Records for the exercise:
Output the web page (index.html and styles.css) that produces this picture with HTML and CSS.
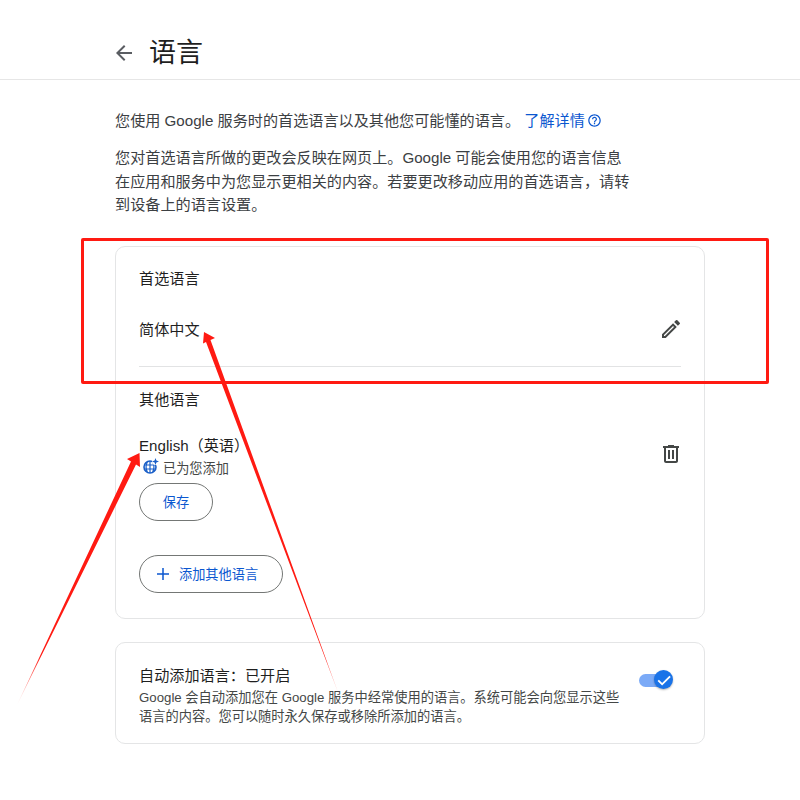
FILE: index.html
```html
<!DOCTYPE html>
<html lang="zh-CN">
<head>
<meta charset="utf-8">
<title>语言</title>
<link rel="stylesheet" href="styles.css">
</head>
<body>
<header class="topbar">
  <svg class="back" viewBox="0 0 24 24" width="24" height="24"><path d="M20 11H7.830l5.590-5.590L12 4l-8 8 8 8 1.410-1.410L7.830 13H20z"/></svg>
  <h1 class="title">语言</h1>
</header>
<main class="content">
  <p class="intro">您使用 Google 服务时的首选语言以及其他您可能懂的语言。 <a class="link">了解详情<svg class="help" viewBox="0 0 24 24" width="15" height="15"><path d="M11 18h2v-2h-2v2zm1-16C6.480 2 2 6.480 2 12s4.480 10 10 10 10-4.480 10-10S17.520 2 12 2zm0 18c-4.410 0-8-3.590-8-8s3.590-8 8-8 8 3.590 8 8-3.590 8-8 8zm0-14c-2.210 0-4 1.790-4 4h2c0-1.100.9-2 2-2s2 .9 2 2c0 2-3 1.750-3 5h2c0-2.250 3-2.500 3-5 0-2.210-1.790-4-4-4z"/></svg></a></p>
  <p class="note">您对首选语言所做的更改会反映在网页上。Google 可能会使用您的语言信息<br>在应用和服务中为您显示更相关的内容。若要更改移动应用的首选语言，请转<br>到设备上的语言设置。</p>

  <section class="card langs">
    <h2 class="label">首选语言</h2>
    <div class="row primary">
      <span class="lang">简体中文</span>
      <svg class="icon" viewBox="0 0 24 24" width="24" height="24"><path d="M3 17.250V21h3.750L17.810 9.940l-3.750-3.750L3 17.250zM5.920 19H5v-.92l9.060-9.060.92.92L5.920 19zM20.710 5.630l-2.340-2.340a1 1 0 0 0-1.410 0l-1.830 1.830 3.750 3.750 1.830-1.830a1 1 0 0 0 0-1.410z"/></svg>
    </div>
    <hr class="divider">
    <h2 class="label other">其他语言</h2>
    <div class="row secondary">
      <div class="lang-info">
        <span class="lang">English（英语）</span>
        <span class="added">
          <svg class="globe" viewBox="0 0 16 16" width="16" height="16"><circle cx="7" cy="9" r="6" fill="none" stroke="#1a5fc8" stroke-width="1.600"/><path d="M1 7h12M1 11h12M7 3v12M4.300 4c-1.500 3-1.500 7 0 10M9.700 4c1.500 3 1.500 7 0 10" fill="none" stroke="#1a5fc8" stroke-width="1.200"/><circle cx="12.500" cy="3.500" r="3.500" fill="#fff"/><path d="M12.500 0l.9 2.600 2.600.9-2.600.9-.9 2.600-.9-2.600L9 3.500l2.600-.9z" fill="#1a5fc8"/></svg>
          已为您添加
        </span>
        <button class="pill save">保存</button>
      </div>
      <svg class="icon trash" viewBox="0 0 24 24" width="24" height="24"><path d="M15 4V3H9v1H4v2h1v13c0 1.100.9 2 2 2h10c1.100 0 2-.9 2-2V6h1V4h-5zm2 15H7V6h10v13zM9 8h2v9H9zm4 0h2v9h-2z"/></svg>
    </div>
    <button class="pill add">
      <svg class="plus" viewBox="0 0 24 24" width="18" height="18"><path d="M20 13h-7v7h-2v-7H4v-2h7V4h2v7h7v2z"/></svg>
      添加其他语言
    </button>
  </section>

  <section class="card auto">
    <div class="auto-text">
      <h2 class="auto-title">自动添加语言：已开启</h2>
      <p class="auto-desc">Google 会自动添加您在 Google 服务中经常使用的语言。系统可能会向您显示这些<br>语言的内容。您可以随时永久保存或移除所添加的语言。</p>
    </div>
    <div class="switch">
      <span class="track"></span>
      <span class="thumb"><svg viewBox="0 0 24 24" width="18" height="18"><path d="M9.500 17.200 5.200 12.900 3.400 14.700l6.100 6.100L21 9.300 19.200 7.500z" fill="#fff"/></svg></span>
    </div>
  </section>
</main>

<div class="mark-box"></div>
<svg class="arrows" width="800" height="800" viewBox="0 0 800 800">
  <defs>
    <linearGradient id="fade1" gradientUnits="userSpaceOnUse" x1="140" y1="455" x2="17" y2="705">
      <stop offset="0" stop-color="#ff1a12"/><stop offset=".8" stop-color="#ff1a12"/><stop offset="1" stop-color="#ff1a12" stop-opacity=".1"/>
    </linearGradient>
    <linearGradient id="fade2" gradientUnits="userSpaceOnUse" x1="205" y1="333" x2="339" y2="695">
      <stop offset="0" stop-color="#ff1a12"/><stop offset=".9" stop-color="#ff1a12"/><stop offset="1" stop-color="#ff1a12" stop-opacity=".2"/>
    </linearGradient>
  </defs>
  <path fill="url(#fade1)" d="M139.500 453 L140 467 L136 464.500 L17 705 L131 461.500 L127 459 Z"/>
  <path fill="url(#fade2)" d="M204 332 L215 338 L210.500 340 L339 695 L206 342 L203 343.500 Z"/>
</svg>
</body>
</html>
```
FILE: styles.css
```css
* { box-sizing: border-box; }
html, body { margin: 0; padding: 0; }
body {
  width: 800px;
  height: 800px;
  overflow: hidden;
  background: #fff;
  color: #1f1f1f;
  font-family: "Liberation Sans", "Noto Sans CJK SC", sans-serif;
  position: relative;
}
.topbar {
  height: 80px;
  border-bottom: 1px solid #e6e6e6;
  display: flex;
  align-items: center;
  padding: 27px 0 0 112px;
  gap: 13px;
}
.back { fill: #5a5d62; }
.title { margin: 0; font-size: 27px; font-weight: 400; line-height: 32px; }
.content { width: 590px; margin-left: 115px; padding-top: 31px; }
.intro { margin: 0; font-size: 15.130px; line-height: 20px; color: #3c4043; white-space: nowrap; }
.link { color: #0b57d0; }
.help { fill: #0b57d0; vertical-align: -2px; margin-left: 2px; }
.note { margin: 15px 0 0; font-size: 15.130px; line-height: 23.500px; color: #3c4043; white-space: nowrap; }
.card {
  border: 1px solid #e4e5e6;
  border-radius: 10px;
  background: #fff;
}
.langs {
  margin-top: 29px;
  height: 373px;
  padding: 22px 23px 0;
  display: flex;
  flex-direction: column;
  align-items: flex-start;
}
.label { margin: 0; font-size: 15.130px; font-weight: 400; line-height: 20px; color: #1f1f1f; }
.row { width: 100%; display: flex; justify-content: space-between; }
.primary { margin-top: 29px; height: 24px; align-items: center; }
.lang { font-size: 15.130px; line-height: 20px; color: #1f1f1f; }
.icon { fill: #444746; margin: -2px -2px 0 0; }
.divider { width: 100%; border: 0; border-top: 1px solid #e2e3e4; margin: 24px 0 0; }
.other { margin-top: 23px; }
.secondary { margin-top: 26px; align-items: flex-start; }
.lang-info { display: flex; flex-direction: column; align-items: flex-start; }
.added { display: flex; align-items: center; gap: 4px; font-size: 13.200px; line-height: 16px; color: #444746; margin-top: 5px; padding-left: 4px; }
.globe { margin-top: -5px; }
.trash { margin-top: 6px; }
.pill {
  display: flex;
  align-items: center;
  justify-content: center;
  height: 38px;
  border: 1px solid #747775;
  border-radius: 19px;
  background: #fff;
  font: inherit;
  font-size: 13.200px;
  color: #0b57d0;
  padding: 0;
}
.save { width: 74px; margin-top: 6px; }
.add { width: 144px; margin-top: 34px; gap: 7px; justify-content: flex-start; padding-left: 14px; }
.plus { fill: #0b57d0; }
.auto {
  margin-top: 23px;
  height: 102px;
  padding: 23px 23px 0;
  display: flex;
  justify-content: space-between;
}
.auto-title { margin: 0; font-size: 15.130px; font-weight: 400; line-height: 20px; color: #1f1f1f; }
.auto-desc { margin: 2px 0 0; font-size: 13.240px; line-height: 19.500px; color: #444746; white-space: nowrap; }
.switch { position: relative; width: 36px; height: 24px; margin-top: 2px; margin-right: 7px; }
.track { position: absolute; left: 1px; top: 6px; width: 26px; height: 13px; border-radius: 7px; background: #7baaf7; }
.thumb {
  position: absolute;
  left: 16px;
  top: 2px;
  width: 19px;
  height: 19px;
  border-radius: 50%;
  background: #1a73e8;
  display: flex;
  align-items: center;
  justify-content: center;
  box-shadow: 0 1px 2px rgba(0,0,0,.3);
}
.mark-box {
  position: absolute;
  left: 81px;
  top: 238px;
  width: 688px;
  height: 146px;
  border: 3px solid #ff1a12;
  border-radius: 2px;
}
.arrows { position: absolute; left: 0; top: 0; pointer-events: none; }
```
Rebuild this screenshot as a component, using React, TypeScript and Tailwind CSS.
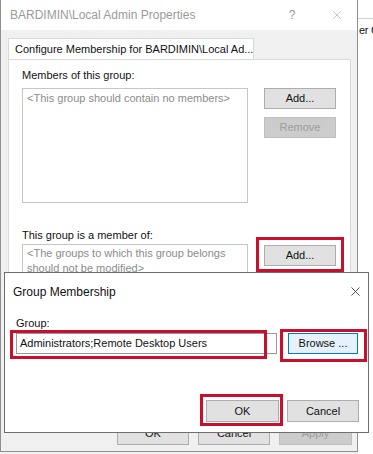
import { X } from "lucide-react";

type BtnProps = { label: string; w?: string; disabled?: boolean; focus?: boolean; h?: string };

function WinButton({ label, w = "w-[72px]", disabled, focus, h = "h-[21px]" }: BtnProps) {
  const tone = disabled
    ? "bg-[#cccccc] border-[#bfbfbf] text-[#9d9d9d]"
    : focus
      ? "bg-[#e5f1fb] border-[#0078d7] text-[#111]"
      : "bg-[#e1e1e1] border-[#adadad] text-[#111]";
  return (
    <div className={`${w} ${h} ${tone} border flex items-center justify-center text-[11px] leading-none`}>
      {label}
    </div>
  );
}

export default function App() {
  return (
    <div className="relative w-[373px] h-[454px] overflow-hidden bg-[#f0f0f0] font-['Liberation_Sans',Arial,sans-serif] flex">
      {/* properties window */}
      <div className="w-[358px] h-[452px] shrink-0 flex flex-col border-l border-r border-b border-[#8f8f8f]">
        <div className="h-[30px] bg-white flex items-center pl-[9px] text-[12px] text-[#9a9a9a] shrink-0">
          <span className="flex-1">BARDIMIN\Local Admin Properties</span>
          <span className="w-[30px] text-center">?</span>
          <span className="w-[15px]" />
          <span className="w-[30px] flex justify-center">
            <X size={14} strokeWidth={1} className="text-[#9a9a9a]" />
          </span>
          <span className="w-[5px]" />
        </div>

        <div className="flex-1 bg-[#f0f0f0] pl-[7px] pt-[8px] flex flex-col">
          <div className="w-[246px] h-[21px] bg-white border border-b-0 border-[#d9d9d9] flex items-center pl-[6px] text-[11px] text-[#111] whitespace-nowrap">
            Configure Membership for BARDIMIN\Local Ad...
          </div>
          <div className="w-[343px] h-[355px] bg-white border border-[#d9d9d9] pl-[13px] pt-[8px]">
            <div className="text-[11px] leading-[14px] text-[#111]">Members of this group:</div>
            <div className="flex mt-[6px]">
              <div className="w-[226px] h-[115px] border border-[#c6c6c6] px-[4px] pt-[2px] text-[11px] leading-[14px] text-[#8c8c8c]">
                &lt;This group should contain no members&gt;
              </div>
              <div className="ml-[16px] flex flex-col gap-[8px]">
                <WinButton label="Add..." />
                <WinButton label="Remove" disabled />
              </div>
            </div>
            <div className="mt-[25px] text-[11px] leading-[14px] text-[#111]">This group is a member of:</div>
            <div className="flex mt-[2px]">
              <div className="w-[226px] h-[70px] border border-[#c6c6c6] px-[4px] pt-[1px] text-[11px] leading-[15px] text-[#8c8c8c]">
                &lt;The groups to which this group belongs should not be modified&gt;
              </div>
              <div className="ml-[16px] mt-[1px]">
                <WinButton label="Add..." />
              </div>
            </div>
          </div>
          <div className="mt-[8px] ml-[109px] flex gap-[9px]">
            <WinButton label="OK" h="h-[23px]" />
            <WinButton label="Cancel" h="h-[23px]" />
            <WinButton label="Apply" h="h-[23px]" w="w-[73px]" disabled />
          </div>
        </div>
      </div>

      {/* window behind, on the right */}
      <div className="flex-1 min-w-0 overflow-hidden bg-white flex flex-col">
        <div className="h-[19px] border-b border-[#d0d0d0]" />
        <div className="pl-[1px] pt-[3px] text-[11px] tracking-[-0.3px] text-[#111] whitespace-nowrap">er C</div>
      </div>

      {/* Group Membership dialog */}
      <div className="absolute left-[4px] top-[272px] w-[365px] h-[161px] bg-white border border-[#6e6e6e] flex flex-col">
        <div className="h-[37px] flex items-center pl-[8px] pr-[5px] shrink-0">
          <span className="flex-1 text-[12px] text-[#111]">Group Membership</span>
          <X size={15} strokeWidth={1.2} className="text-[#222]" />
        </div>
        <div className="pl-[11px]">
          <div className="mt-[6px] text-[11px] leading-[14px] text-[#111]">Group:</div>
          <div className="flex mt-[3px]">
            <div className="w-[261px] h-[21px] border border-[#9a9a9a] bg-white flex items-center pl-[3px] text-[11px] text-[#111] whitespace-nowrap">
              Administrators;Remote Desktop Users
            </div>
            <div className="ml-[11px]">
              <WinButton label="Browse ..." w="w-[70px]" focus />
            </div>
          </div>
        </div>
        <div className="mt-[46px] flex justify-end gap-[8px] pr-[9px]">
          <WinButton label="OK" w="w-[73px]" h="h-[22px]" />
          <WinButton label="Cancel" h="h-[22px]" />
        </div>
      </div>

      {/* red highlight boxes */}
      <div className="absolute left-[256px] top-[237px] w-[88px] h-[35px] border-[3px] border-[#c8102e]" />
      <div className="absolute left-[10px] top-[330px] w-[257px] h-[29px] border-[3px] border-[#c8102e]" />
      <div className="absolute left-[280px] top-[329px] w-[87px] h-[33px] border-[3px] border-[#c8102e]" />
      <div className="absolute left-[200px] top-[394px] w-[83px] h-[32px] border-[3px] border-[#c8102e]" />
    </div>
  );
}
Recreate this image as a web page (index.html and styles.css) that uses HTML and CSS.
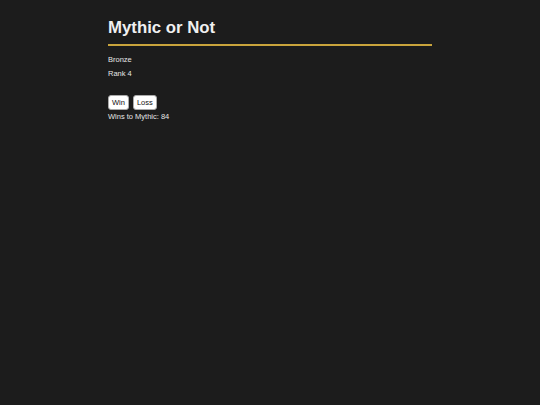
FILE: index.html
```html
<!DOCTYPE html>
<html>
<head>
<meta charset="utf-8">
<link rel="stylesheet" href="styles.css">
</head>
<body>
<div class="wrap">
  <h1 class="title">Mythic or Not</h1>
  <p class="line">Bronze</p>
  <p class="line">Rank 4</p>
  <div class="buttons">
    <button class="btn">Win</button>
    <button class="btn">Loss</button>
  </div>
  <p class="line">Wins to Mythic: 84</p>
</div>
</body>
</html>
```
FILE: styles.css
```css
html, body {
  margin: 0;
  padding: 0;
  background: #1c1c1c;
  color: #e6e6e6;
  font-family: "Liberation Sans", Arial, sans-serif;
}
.wrap {
  width: 324px;
  margin: 0 auto;
  padding-top: 18px;
}
.title {
  margin: 0;
  font-size: 16.8px;
  font-weight: bold;
  line-height: 20px;
  padding-bottom: 6px;
  border-bottom: 2px solid #c9a43c;
  color: #f0f0f0;
}
.line {
  margin: 0;
  font-size: 7.5px;
  line-height: 9px;
}
.title + .line {
  margin-top: 9px;
}
.line + .line {
  margin-top: 5px;
}
.buttons {
  display: flex;
  gap: 4px;
  margin-top: 17px;
  margin-bottom: 2px;
}
.btn {
  font-family: "Liberation Sans", Arial, sans-serif;
  font-size: 7.5px;
  background: #ffffff;
  color: #111;
  border: 1px solid #aaa;
  border-radius: 3px;
  padding: 0 3px;
  height: 15px;
  line-height: 13px;
}
```
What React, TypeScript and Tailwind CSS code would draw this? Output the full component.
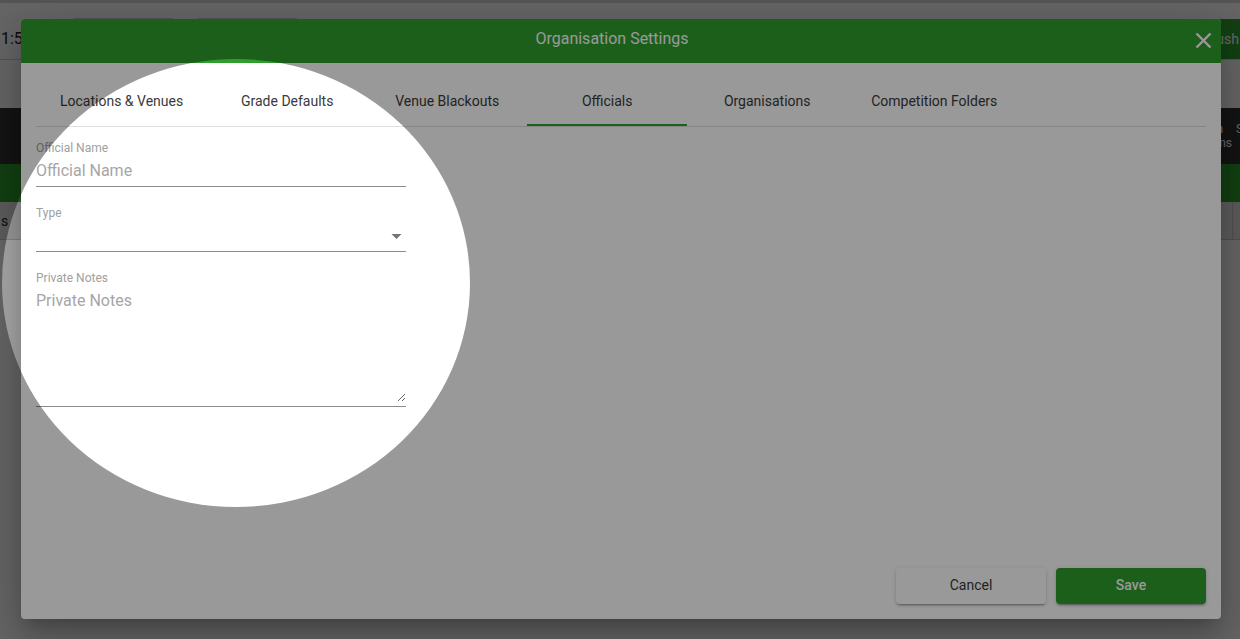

What you should do: Find the lines containing "page" and pull them out.

Exercise answer:
Output the web page (index.html and styles.css) that produces this picture with HTML and CSS.
Recreate this image as a web page (index.html and styles.css) that uses HTML and CSS.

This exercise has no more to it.